As long ago as 1949, H. L. Mencken identified in Americans “the haunting fear that someone, somewhere, may be happy,” an astute articulation of our weirdly Puritan need to criminalize people’s inclination to adjust how they feel. The desire for altered states of consciousness creates a market, and in suppressing that market we have created a class of genuine bad guys — pushers, gangbangers, smugglers, killers. Addiction is a hideous condition, but it’s rare. Most of what we hate and fear about drugs — the violence, the overdoses, the criminality — derives from prohibition, not drugs. And there will be no victory in this war either; even the Drug Enforcement Administration concedes that the drugs it fights are becoming cheaper and more easily available.

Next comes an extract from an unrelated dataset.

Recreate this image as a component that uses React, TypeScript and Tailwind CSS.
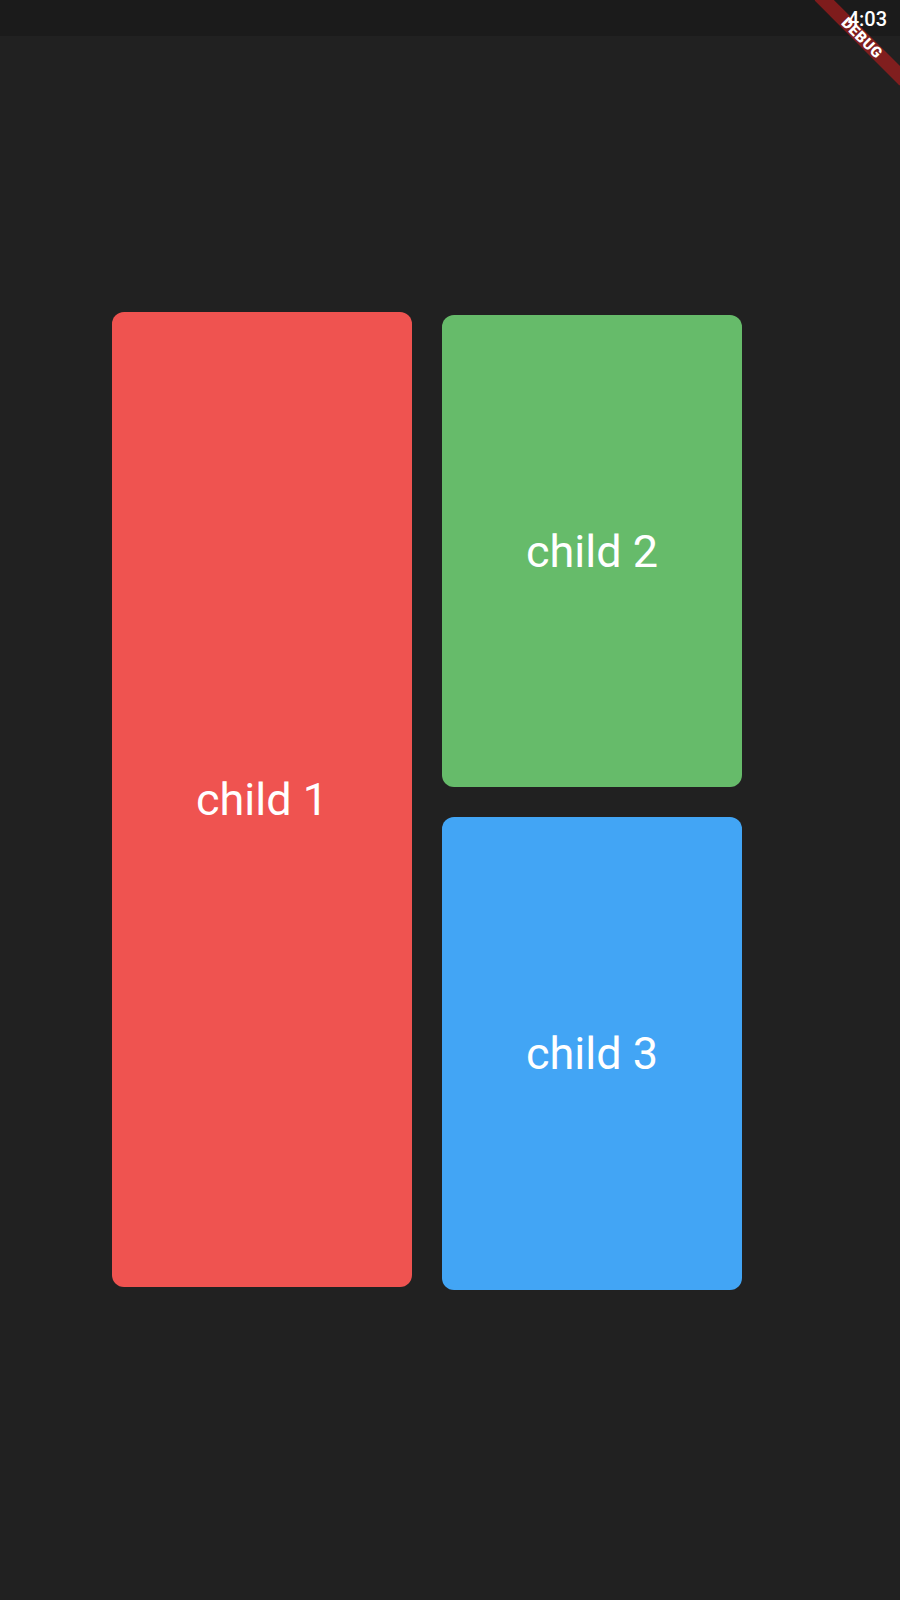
import React from "react";

export default function App() {
  return (
    <div
      className="relative w-[900px] h-[1600px] overflow-hidden bg-[#212121]"
      style={{ fontFamily: "Roboto, 'Noto Sans', sans-serif" }}
    >
      <div className="h-[36px] bg-[#1b1b1b] flex justify-end pr-[13px]">
        <span className="relative z-10 mt-[1px] text-[20px] leading-[36px] font-medium text-white">4:03</span>
      </div>

      <div className="flex items-start pl-[112px] pt-[276px]">
        <div className="w-[300px] h-[975px] rounded-[12px] bg-[#EF5350] flex items-center justify-center">
          <span className="text-[45px] text-white leading-none">child 1</span>
        </div>
        <div className="ml-[30px] mt-[3px] flex flex-col gap-[30px]">
          <div className="w-[300px] h-[472px] rounded-[12px] bg-[#66BB6A] flex items-center justify-center">
            <span className="text-[45px] text-white leading-none">child 2</span>
          </div>
          <div className="w-[300px] h-[473px] rounded-[12px] bg-[#42A5F5] flex items-center justify-center">
            <span className="text-[45px] text-white leading-none">child 3</span>
          </div>
        </div>
      </div>

      <div className="absolute left-[802px] top-[31px] w-[120px] h-[14px] rotate-45 bg-[#b71c1c]/63 flex items-center justify-center">
        <span className="text-[15px] font-black text-white leading-none tracking-[0.5px]">DEBUG</span>
      </div>
    </div>
  );
}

https://harpers.org/archive/2016/04/legalize-it-all/?single=1

I see little justification for the violence the government delivers in the name of stopping the use of drugs.  I fear the decriminalization, much like those must have feared the end of prohibition.  The common habit of thought is pretending the drug war's consequences - gun and other criminal trafficking, subversion of legitimate purposes of law enforcement, empowerment of criminals, thousands dead in drug gang violence and thousands more in jail for non-violent crimes - justify the minimal degree to which the drug war reduces consumption.

I hate what drugs do to humans.  The drug war takes all of that and makes it worse.